Baltic Queen
IMO 9443255
Built 2009, STX Europe Rauma, Finland
Tonnage 48 915 GT
Length 212,10 m
Width 29,00 m
Draught 6,42 m
Ice class 1A Super
2 800 passengers
2 500 berths
600 cars
1 130 lanemeters
4 Wärtsilä diesels, combined 32 000 kW
2 propellers
2 bow thrusters
Speed 24,5 knots
The story of the Baltic Queen is succint so far: it was delivered in 2009 as the last ship of Tallink's three-strong Galaxy class. On delivery, the ship was placed on the Tallinn-Stockholm run, on which it stayed (excepting occasional deputising on the Turku-Stockholm route) until 2014. The charter of the Silja Europa as an accommodation ship to Australia that year resulted in the Baltic Queen moving to take over the Helsinki-Tallinn 22 hour cruise circuit in what seemed like a permanent solution. However, when the Silja Europa's charter ended after just one year, Tallink were left in a conundrum of what to do with an extra ship, with the Silja Europa temporarily placed on day cruises from Helsinki to Tallinn (not as a second 22 hour cruise ship on that route as some sources have erraneously claimed). Rumour has it that DFDS invested the Baltic Queen for purchase in 2016, but if this really happened, nothing ever came of it.

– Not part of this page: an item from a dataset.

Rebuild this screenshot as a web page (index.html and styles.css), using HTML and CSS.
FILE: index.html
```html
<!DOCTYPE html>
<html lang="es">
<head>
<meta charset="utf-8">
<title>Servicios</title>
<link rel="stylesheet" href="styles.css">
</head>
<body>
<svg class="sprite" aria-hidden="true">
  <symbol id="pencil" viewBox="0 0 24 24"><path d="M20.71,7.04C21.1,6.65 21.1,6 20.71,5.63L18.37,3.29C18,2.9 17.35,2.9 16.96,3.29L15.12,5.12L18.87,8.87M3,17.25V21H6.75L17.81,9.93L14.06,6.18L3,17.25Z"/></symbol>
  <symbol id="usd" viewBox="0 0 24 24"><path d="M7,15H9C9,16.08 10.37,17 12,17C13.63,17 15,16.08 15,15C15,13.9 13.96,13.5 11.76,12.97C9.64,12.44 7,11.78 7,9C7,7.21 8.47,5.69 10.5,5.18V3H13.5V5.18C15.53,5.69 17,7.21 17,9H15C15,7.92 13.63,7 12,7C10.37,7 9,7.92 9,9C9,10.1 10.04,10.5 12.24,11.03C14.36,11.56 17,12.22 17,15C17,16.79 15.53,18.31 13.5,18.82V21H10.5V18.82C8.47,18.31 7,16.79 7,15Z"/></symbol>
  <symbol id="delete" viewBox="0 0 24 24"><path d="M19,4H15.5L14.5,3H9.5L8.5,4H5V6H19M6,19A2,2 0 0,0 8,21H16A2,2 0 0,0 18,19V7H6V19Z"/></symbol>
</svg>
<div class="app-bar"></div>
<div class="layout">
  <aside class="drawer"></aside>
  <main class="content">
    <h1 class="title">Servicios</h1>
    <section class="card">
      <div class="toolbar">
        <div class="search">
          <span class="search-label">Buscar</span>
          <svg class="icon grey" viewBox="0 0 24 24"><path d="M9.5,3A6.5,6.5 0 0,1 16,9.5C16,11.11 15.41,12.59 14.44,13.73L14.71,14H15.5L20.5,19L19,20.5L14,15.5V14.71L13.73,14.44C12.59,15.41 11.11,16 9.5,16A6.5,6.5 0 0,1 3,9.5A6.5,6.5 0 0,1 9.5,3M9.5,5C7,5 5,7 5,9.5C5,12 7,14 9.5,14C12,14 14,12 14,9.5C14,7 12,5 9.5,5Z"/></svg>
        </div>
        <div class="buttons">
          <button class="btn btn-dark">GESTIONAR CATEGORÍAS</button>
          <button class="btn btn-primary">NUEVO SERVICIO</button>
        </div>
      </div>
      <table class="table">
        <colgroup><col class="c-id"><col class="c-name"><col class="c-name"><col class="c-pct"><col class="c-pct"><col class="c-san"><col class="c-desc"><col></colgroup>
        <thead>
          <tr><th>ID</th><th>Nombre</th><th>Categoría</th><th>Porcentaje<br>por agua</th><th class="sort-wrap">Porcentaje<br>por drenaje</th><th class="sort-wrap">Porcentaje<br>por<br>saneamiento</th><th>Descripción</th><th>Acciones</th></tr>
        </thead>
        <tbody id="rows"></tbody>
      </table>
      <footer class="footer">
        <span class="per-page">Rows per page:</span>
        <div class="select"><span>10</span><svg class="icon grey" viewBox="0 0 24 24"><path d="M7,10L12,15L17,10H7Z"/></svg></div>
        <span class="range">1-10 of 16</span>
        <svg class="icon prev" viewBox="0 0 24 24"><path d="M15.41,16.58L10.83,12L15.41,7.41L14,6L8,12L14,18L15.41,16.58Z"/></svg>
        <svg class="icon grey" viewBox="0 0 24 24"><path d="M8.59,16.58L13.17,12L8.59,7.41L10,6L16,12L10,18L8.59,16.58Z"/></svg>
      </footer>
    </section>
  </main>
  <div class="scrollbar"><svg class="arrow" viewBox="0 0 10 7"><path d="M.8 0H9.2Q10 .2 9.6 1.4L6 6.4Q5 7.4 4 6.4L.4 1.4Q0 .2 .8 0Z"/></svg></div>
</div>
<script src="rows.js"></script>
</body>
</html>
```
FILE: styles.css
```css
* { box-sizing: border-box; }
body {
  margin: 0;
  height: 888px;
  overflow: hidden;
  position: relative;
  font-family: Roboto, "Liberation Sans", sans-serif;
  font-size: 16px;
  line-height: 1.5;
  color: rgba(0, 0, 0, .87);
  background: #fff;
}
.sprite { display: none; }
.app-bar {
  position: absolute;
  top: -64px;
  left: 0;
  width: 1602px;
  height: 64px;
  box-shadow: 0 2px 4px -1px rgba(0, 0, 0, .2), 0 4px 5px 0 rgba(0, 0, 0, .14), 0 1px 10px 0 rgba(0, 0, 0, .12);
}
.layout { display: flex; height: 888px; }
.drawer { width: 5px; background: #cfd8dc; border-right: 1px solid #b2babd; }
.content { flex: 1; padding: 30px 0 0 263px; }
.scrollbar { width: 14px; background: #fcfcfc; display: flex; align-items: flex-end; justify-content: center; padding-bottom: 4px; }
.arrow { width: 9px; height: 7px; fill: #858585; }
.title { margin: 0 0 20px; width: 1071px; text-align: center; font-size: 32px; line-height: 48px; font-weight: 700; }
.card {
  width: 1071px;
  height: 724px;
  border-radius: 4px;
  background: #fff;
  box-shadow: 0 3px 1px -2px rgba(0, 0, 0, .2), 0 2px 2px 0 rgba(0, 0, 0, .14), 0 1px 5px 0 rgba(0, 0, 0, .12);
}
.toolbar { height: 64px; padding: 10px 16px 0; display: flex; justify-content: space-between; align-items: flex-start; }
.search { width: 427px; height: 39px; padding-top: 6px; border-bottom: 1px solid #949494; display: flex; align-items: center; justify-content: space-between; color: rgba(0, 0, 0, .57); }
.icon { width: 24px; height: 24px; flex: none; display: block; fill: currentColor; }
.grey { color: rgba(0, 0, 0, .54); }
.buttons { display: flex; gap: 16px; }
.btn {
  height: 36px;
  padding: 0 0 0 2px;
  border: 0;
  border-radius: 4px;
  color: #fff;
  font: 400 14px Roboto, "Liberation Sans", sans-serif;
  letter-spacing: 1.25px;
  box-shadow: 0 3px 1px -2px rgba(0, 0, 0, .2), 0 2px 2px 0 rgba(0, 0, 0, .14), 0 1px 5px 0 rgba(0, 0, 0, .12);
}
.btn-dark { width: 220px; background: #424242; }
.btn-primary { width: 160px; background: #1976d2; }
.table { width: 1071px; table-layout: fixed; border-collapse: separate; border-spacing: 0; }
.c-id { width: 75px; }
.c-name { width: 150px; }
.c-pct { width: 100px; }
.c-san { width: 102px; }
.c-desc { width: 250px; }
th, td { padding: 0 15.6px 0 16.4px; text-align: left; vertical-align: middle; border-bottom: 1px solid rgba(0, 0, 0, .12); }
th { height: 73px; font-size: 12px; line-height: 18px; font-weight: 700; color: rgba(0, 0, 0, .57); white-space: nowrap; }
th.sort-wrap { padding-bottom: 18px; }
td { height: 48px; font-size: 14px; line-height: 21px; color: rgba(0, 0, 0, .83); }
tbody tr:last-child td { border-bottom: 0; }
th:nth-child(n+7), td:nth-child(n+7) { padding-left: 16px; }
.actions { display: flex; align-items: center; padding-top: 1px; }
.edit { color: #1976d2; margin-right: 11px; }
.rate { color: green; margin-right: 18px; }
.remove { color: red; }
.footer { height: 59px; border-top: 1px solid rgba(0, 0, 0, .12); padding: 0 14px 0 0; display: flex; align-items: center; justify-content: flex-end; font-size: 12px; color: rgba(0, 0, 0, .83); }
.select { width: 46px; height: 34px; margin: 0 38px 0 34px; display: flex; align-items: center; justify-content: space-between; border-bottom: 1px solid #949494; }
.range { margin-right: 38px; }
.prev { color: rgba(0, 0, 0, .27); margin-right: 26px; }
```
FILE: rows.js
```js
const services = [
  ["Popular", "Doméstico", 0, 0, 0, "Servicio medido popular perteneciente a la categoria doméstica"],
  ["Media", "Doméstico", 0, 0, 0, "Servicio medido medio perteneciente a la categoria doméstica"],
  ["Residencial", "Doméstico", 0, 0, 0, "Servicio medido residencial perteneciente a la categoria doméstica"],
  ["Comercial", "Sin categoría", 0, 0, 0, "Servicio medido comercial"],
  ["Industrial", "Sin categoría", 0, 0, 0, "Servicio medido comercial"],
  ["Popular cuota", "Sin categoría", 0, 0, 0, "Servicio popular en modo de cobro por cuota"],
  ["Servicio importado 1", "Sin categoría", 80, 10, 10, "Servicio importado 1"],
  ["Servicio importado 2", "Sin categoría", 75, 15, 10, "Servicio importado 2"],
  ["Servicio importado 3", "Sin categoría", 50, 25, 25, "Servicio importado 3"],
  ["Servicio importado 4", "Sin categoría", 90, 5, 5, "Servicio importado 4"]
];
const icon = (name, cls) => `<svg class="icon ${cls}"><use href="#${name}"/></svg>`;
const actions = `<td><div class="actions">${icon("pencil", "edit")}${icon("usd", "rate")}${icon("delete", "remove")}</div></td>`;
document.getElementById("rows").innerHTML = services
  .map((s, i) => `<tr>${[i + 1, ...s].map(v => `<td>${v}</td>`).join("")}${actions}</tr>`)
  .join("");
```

Instead, in December 2016 a radically refitted Silja Europa returned to take over the Helsinki-Tallinn 22-hour cruise circuit, and the Baltic Queen returned to the Tallinn-Stockholm run.

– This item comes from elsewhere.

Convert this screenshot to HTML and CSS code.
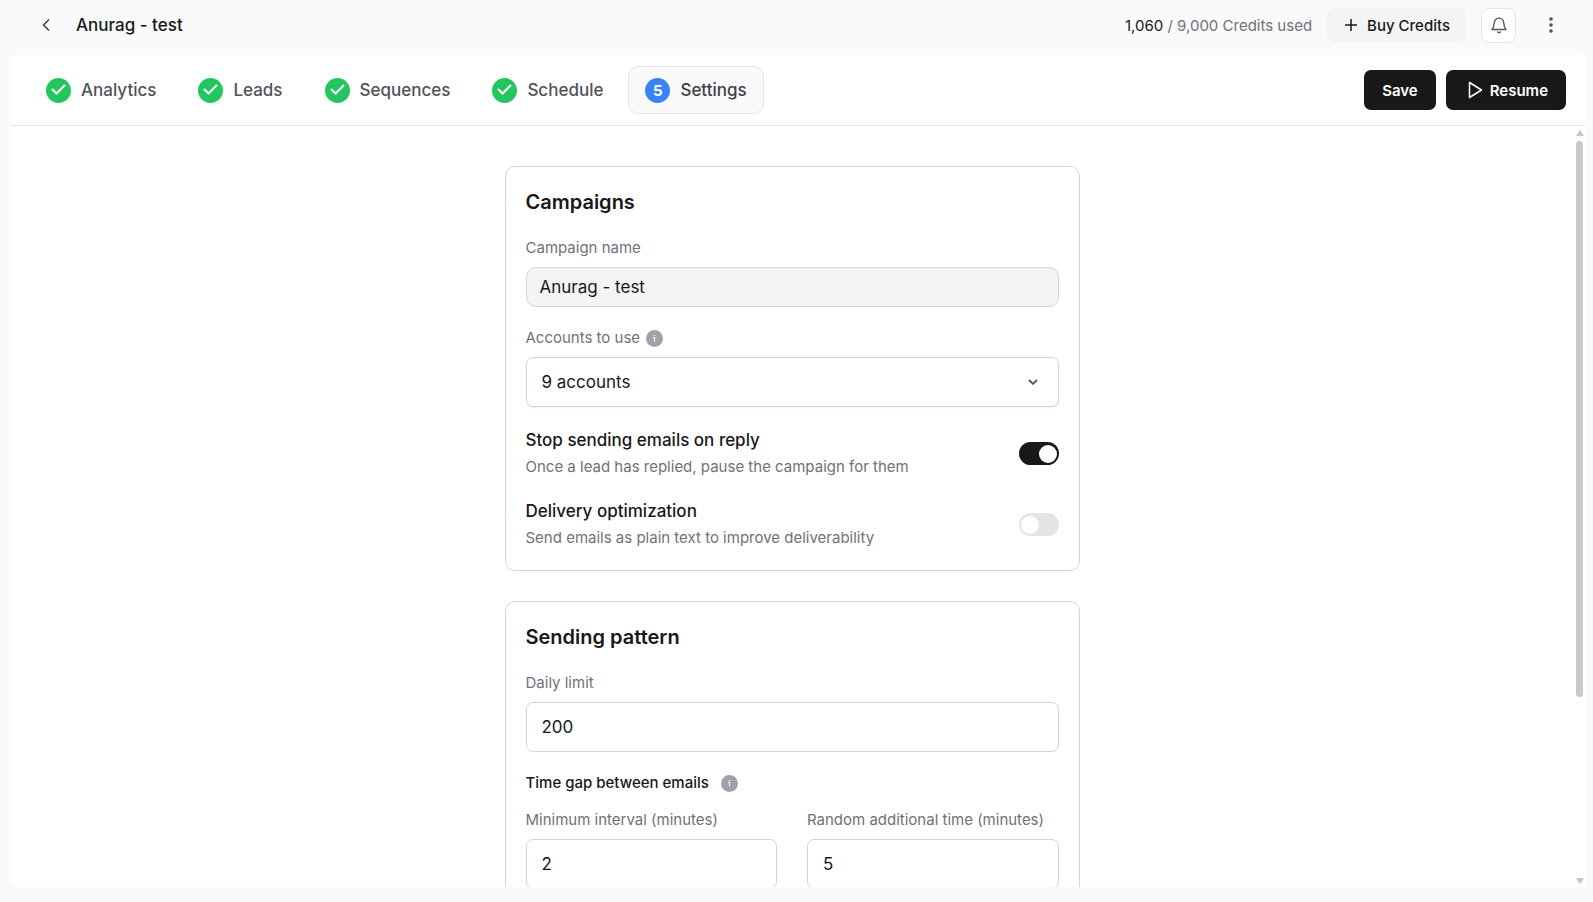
FILE: index.html
```html
<!DOCTYPE html>
<html lang="en">
<head>
    <meta charset="UTF-8">
    <meta name="viewport" content="width=device-width, initial-scale=1.0">
    <title>Anurag - test</title>
    <link rel="stylesheet" href="styles.css">
</head>
<body>
    <header class="topbar">
        <button class="icon-btn" type="button" aria-label="Back">
            <svg width="8" height="14" viewBox="0 0 8 14" fill="none" stroke="currentColor" stroke-width="1.5"><path d="M7 1.5 1.5 7 7 12.500"/></svg>
        </button>
        <h1 class="page-title">Anurag - test</h1>
        <div class="topbar-right">
            <p class="credits"><span class="credits-used">1,060</span> / 9,000 Credits used</p>
            <button class="buy-btn" type="button">
                <svg width="12" height="12" viewBox="0 0 12 12" stroke="currentColor" stroke-width="1.5"><path d="M6 0v12M0 6h12"/></svg>
                Buy Credits
            </button>
            <button class="bell-btn" type="button" aria-label="Notifications">
                <svg width="18" height="18" viewBox="0 0 18 18" fill="none" stroke="currentColor" stroke-width="1.4" stroke-linejoin="round" stroke-linecap="round"><path d="M2 13.500h14c-1.400-1.500-2-3.200-2.300-6.700a4.700 4.700 0 0 0-9.400 0C4 10.300 3.400 12 2 13.500z"/><path d="M7.500 15.900c.8.900 2.200.9 3 0"/></svg>
            </button>
            <button class="icon-btn more-btn" type="button" aria-label="More">
                <svg width="4" height="16" viewBox="0 0 4 16" fill="currentColor"><circle cx="2" cy="2" r="1.800"/><circle cx="2" cy="8" r="1.800"/><circle cx="2" cy="14" r="1.800"/></svg>
            </button>
        </div>
    </header>

    <main class="panel">
        <div class="panel-header">
            <nav class="steps">
                <a class="step" href="#analytics">
                    <span class="step-badge"><svg width="15" height="12" viewBox="0 0 15 12" fill="none" stroke="currentColor" stroke-width="2"><path d="M1 5 5.500 9.500 14 1"/></svg></span>
                    Analytics
                </a>
                <a class="step" href="#leads">
                    <span class="step-badge"><svg width="15" height="12" viewBox="0 0 15 12" fill="none" stroke="currentColor" stroke-width="2"><path d="M1 5 5.500 9.500 14 1"/></svg></span>
                    Leads
                </a>
                <a class="step" href="#sequences">
                    <span class="step-badge"><svg width="15" height="12" viewBox="0 0 15 12" fill="none" stroke="currentColor" stroke-width="2"><path d="M1 5 5.500 9.500 14 1"/></svg></span>
                    Sequences
                </a>
                <a class="step" href="#schedule">
                    <span class="step-badge"><svg width="15" height="12" viewBox="0 0 15 12" fill="none" stroke="currentColor" stroke-width="2"><path d="M1 5 5.500 9.500 14 1"/></svg></span>
                    Schedule
                </a>
                <a class="step active" href="#settings">
                    <span class="step-badge">5</span>
                    Settings
                </a>
            </nav>
            <div class="actions">
                <button class="btn" type="button">Save</button>
                <button class="btn btn-resume" type="button">
                    <svg width="15" height="18" viewBox="0 0 15 18" fill="none" stroke="currentColor" stroke-width="1.500" stroke-linejoin="round"><path d="M1.500 1.500v15L13.500 9z"/></svg>
                    Resume
                </button>
            </div>
        </div>

        <div class="panel-body">
            <div class="content">
                <section class="card">
                    <h2 class="card-title">Campaigns</h2>
                    <div class="field">
                        <label class="label" for="name">Campaign name</label>
                        <input class="input input-filled" id="name" type="text" value="Anurag - test">
                    </div>
                    <div class="field">
                        <div class="label-row">
                            <label class="label" for="accounts">Accounts to use</label>
                            <svg class="info" viewBox="0 0 17 17"><circle cx="8.500" cy="8.500" r="8.500" fill="#a1a1aa"/><path d="M7 7.500h1.500v4M7.800 5.500h1.400" stroke="#f4f4f5" stroke-width="1.200" fill="none"/></svg>
                        </div>
                        <div class="select-wrap">
                            <select class="input select" id="accounts">
                                <option>9 accounts</option>
                            </select>
                            <svg class="chevron" viewBox="0 0 10 6" fill="none" stroke="currentColor" stroke-width="1.800"><path d="M1 1l4 3.800L9 1"/></svg>
                        </div>
                    </div>
                    <div class="toggle-row">
                        <div>
                            <label class="toggle-title" for="stop">Stop sending emails on reply</label>
                            <p class="toggle-desc">Once a lead has replied, pause the campaign for them</p>
                        </div>
                        <input class="switch" id="stop" type="checkbox" checked>
                    </div>
                    <div class="toggle-row">
                        <div>
                            <label class="toggle-title" for="delivery">Delivery optimization</label>
                            <p class="toggle-desc">Send emails as plain text to improve deliverability</p>
                        </div>
                        <input class="switch" id="delivery" type="checkbox">
                    </div>
                </section>

                <section class="card">
                    <h2 class="card-title">Sending pattern</h2>
                    <div class="field">
                        <label class="label" for="limit">Daily limit</label>
                        <input class="input" id="limit" type="text" value="200">
                    </div>
                    <div class="gap-heading">
                        <h3 class="gap-title">Time gap between emails</h3>
                        <svg class="info" viewBox="0 0 17 17"><circle cx="8.500" cy="8.500" r="8.500" fill="#a1a1aa"/><path d="M7 7.500h1.500v4M7.800 5.500h1.400" stroke="#f4f4f5" stroke-width="1.200" fill="none"/></svg>
                    </div>
                    <div class="field-pair">
                        <div class="field">
                            <label class="label" for="min">Minimum interval (minutes)</label>
                            <input class="input" id="min" type="text" value="2">
                        </div>
                        <div class="field">
                            <label class="label" for="random">Random additional time (minutes)</label>
                            <input class="input" id="random" type="text" value="5">
                        </div>
                    </div>
                </section>
            </div>
            <div class="scrollbar" aria-hidden="true">
                <svg width="8" height="6" viewBox="0 0 8 6" fill="currentColor"><path d="M3.200.5h1.600L8 6H0z"/></svg>
                <div class="track"><div class="thumb"></div></div>
                <svg width="8" height="6" viewBox="0 0 8 6" fill="currentColor"><path d="M0 0h8L4.800 5.500H3.200z"/></svg>
            </div>
        </div>
    </main>
</body>
</html>
```
FILE: styles.css
```css
* {
    box-sizing: border-box;
}
body, h1, h2, h3, p {
    margin: 0;
}
body {
    display: flex;
    flex-direction: column;
    height: 100vh;
    padding: 0 7px 15px 11px;
    overflow: hidden;
    background-color: #fafafa;
    color: #18181b;
    font-family: Inter, "Liberation Sans", sans-serif;
    font-size: 17px;
}
button, input, select {
    font: inherit;
    color: inherit;
}
button {
    cursor: pointer;
}
svg {
    display: block;
    flex-shrink: 0;
}

/* top bar */
.topbar {
    display: flex;
    align-items: center;
    flex-shrink: 0;
    height: 55px;
    padding: 0 20px 5px 20px;
}
.icon-btn {
    display: flex;
    align-items: center;
    justify-content: center;
    width: 30px;
    height: 30px;
    padding: 0;
    border: none;
    background: none;
    color: #3f3f46;
}
.more-btn {
    margin-left: 5px;
    color: #52525b;
}
.page-title {
    margin-left: 15px;
    font-size: 17px;
    font-weight: 500;
}
.topbar-right {
    display: flex;
    align-items: center;
    gap: 15px;
    margin-left: auto;
}
.credits {
    color: #71717a;
    font-size: 15px;
}
.credits-used {
    color: #18181b;
}
.buy-btn {
    display: flex;
    align-items: center;
    gap: 10px;
    height: 35px;
    padding: 0 16px 0 18px;
    border: none;
    border-radius: 8px;
    background-color: #f4f4f5;
    font-size: 15px;
    font-weight: 500;
}
.bell-btn {
    display: flex;
    align-items: center;
    justify-content: center;
    width: 35px;
    height: 35px;
    padding: 0;
    border: 1px solid #e4e4e7;
    border-radius: 8px;
    background-color: white;
    color: #52525b;
}

/* panel */
.panel {
    display: flex;
    flex-direction: column;
    flex: 1;
    min-height: 0;
    overflow: hidden;
    border-radius: 5px;
    background-color: white;
}
.panel-header {
    display: flex;
    align-items: center;
    justify-content: space-between;
    flex-shrink: 0;
    height: 71px;
    padding: 0 20px 0 18px;
    border-bottom: 1px solid #e4e4e7;
}
.steps {
    display: flex;
    gap: 8px;
}
.step {
    display: flex;
    align-items: center;
    gap: 10px;
    height: 48px;
    padding: 0 16px;
    border: 1px solid transparent;
    border-radius: 10px;
    color: #52525b;
    font-weight: 500;
    text-decoration: none;
}
.step-badge {
    display: flex;
    align-items: center;
    justify-content: center;
    width: 25px;
    height: 25px;
    border-radius: 50%;
    background-color: #22c55e;
    color: white;
    font-size: 15px;
    font-weight: 700;
}
.step.active {
    border-color: #e4e4e7;
    background-color: #fafafa;
    color: #3f3f46;
}
.step.active .step-badge {
    background-color: #3b82f6;
}
.actions {
    display: flex;
    gap: 10px;
}
.btn {
    display: flex;
    align-items: center;
    height: 40px;
    padding: 0 18px;
    border: none;
    border-radius: 7px;
    background-color: #18181b;
    color: white;
    font-size: 15px;
    font-weight: 600;
}
.btn-resume {
    gap: 7px;
    padding-left: 22px;
}

/* scrolling area */
.panel-body {
    display: flex;
    flex: 1;
    min-height: 0;
}
.content {
    display: flex;
    flex-direction: column;
    align-items: center;
    gap: 30px;
    flex: 1;
    padding: 40px 20px;
    overflow: hidden;
}
.scrollbar {
    display: flex;
    flex-direction: column;
    align-items: center;
    gap: 5px;
    width: 13px;
    padding: 4px 0 3px;
    color: #c9c9c9;
}
.track {
    flex: 1;
}
.thumb {
    width: 7px;
    height: 76%;
    border-radius: 4px;
    background-color: #c9c9c9;
}

/* cards */
.card {
    flex-shrink: 0;
    width: 100%;
    max-width: 575px;
    padding: 20px 20px 21px;
    border: 1px solid #d4d4d8;
    border-radius: 10px;
}
.card-title {
    font-size: 20px;
    font-weight: 600;
    line-height: 30px;
}
.field {
    margin-top: 20px;
}
.label-row {
    display: flex;
    align-items: center;
    gap: 6px;
}
.label {
    display: block;
    color: #71717a;
    font-size: 15px;
    line-height: 22px;
}
.info {
    width: 17px;
    height: 17px;
}
.input {
    display: block;
    width: 100%;
    height: 50px;
    margin-top: 8px;
    padding: 0 15px;
    border: 1px solid #d4d4d8;
    border-radius: 7px;
    background-color: white;
}
.input-filled {
    height: 40px;
    padding: 0 13px;
    border-radius: 10px;
    background-color: #f4f4f5;
}
.select-wrap {
    position: relative;
}
.select {
    appearance: none;
    box-shadow: 0 1px 2px rgba(0, 0, 0, 0.05);
}
.chevron {
    position: absolute;
    top: 22px;
    right: 21px;
    width: 10px;
    height: 6px;
    color: #52525b;
    pointer-events: none;
}
.toggle-row {
    display: flex;
    align-items: center;
    justify-content: space-between;
    margin-top: 20px;
}
.toggle-title {
    display: block;
    font-weight: 500;
    line-height: 26px;
}
.toggle-desc {
    margin-top: 3px;
    color: #71717a;
    font-size: 15px;
    line-height: 22px;
}
.switch {
    appearance: none;
    display: flex;
    align-items: center;
    width: 40px;
    height: 23px;
    margin: 2px 0 0;
    padding: 0 2px;
    border-radius: 12px;
    background-color: #e4e4e7;
    cursor: pointer;
}
.switch::before {
    content: "";
    width: 18px;
    height: 18px;
    border-radius: 50%;
    background-color: white;
}
.switch:checked {
    justify-content: flex-end;
    background-color: #18181b;
}
.gap-heading {
    display: flex;
    align-items: center;
    gap: 12px;
    margin-top: 20px;
}
.gap-title {
    font-size: 15px;
    font-weight: 500;
    line-height: 22px;
}
.field-pair {
    display: grid;
    grid-template-columns: 1fr 1fr;
    gap: 30px;
}
.field-pair .field {
    margin-top: 15px;
}
```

In January 2019, the Baltic Queen sailed to the Remontowa shipyard in Gdansk for a change of the unreliable original reduction gears, in a similar refit to what had been carried out the year before on the sister ship Baltic Princess (I was onboard the Baltic Princess for that ship's hourney from Turku to Gdansk, of which you can read more here). At the same time, the Baltic Queen was repainted with the current-style Tallink logotypes – no less than seven years (!) after they had been taken into use.
The photos below show the Baltic Queen on the Bay of Tallinn, outbound from Tallinn to Stockholm on the evening of 14 May 2019, photographed from onboard the inbound Megastar. As per the usual practice, click on the images to see them in larger size.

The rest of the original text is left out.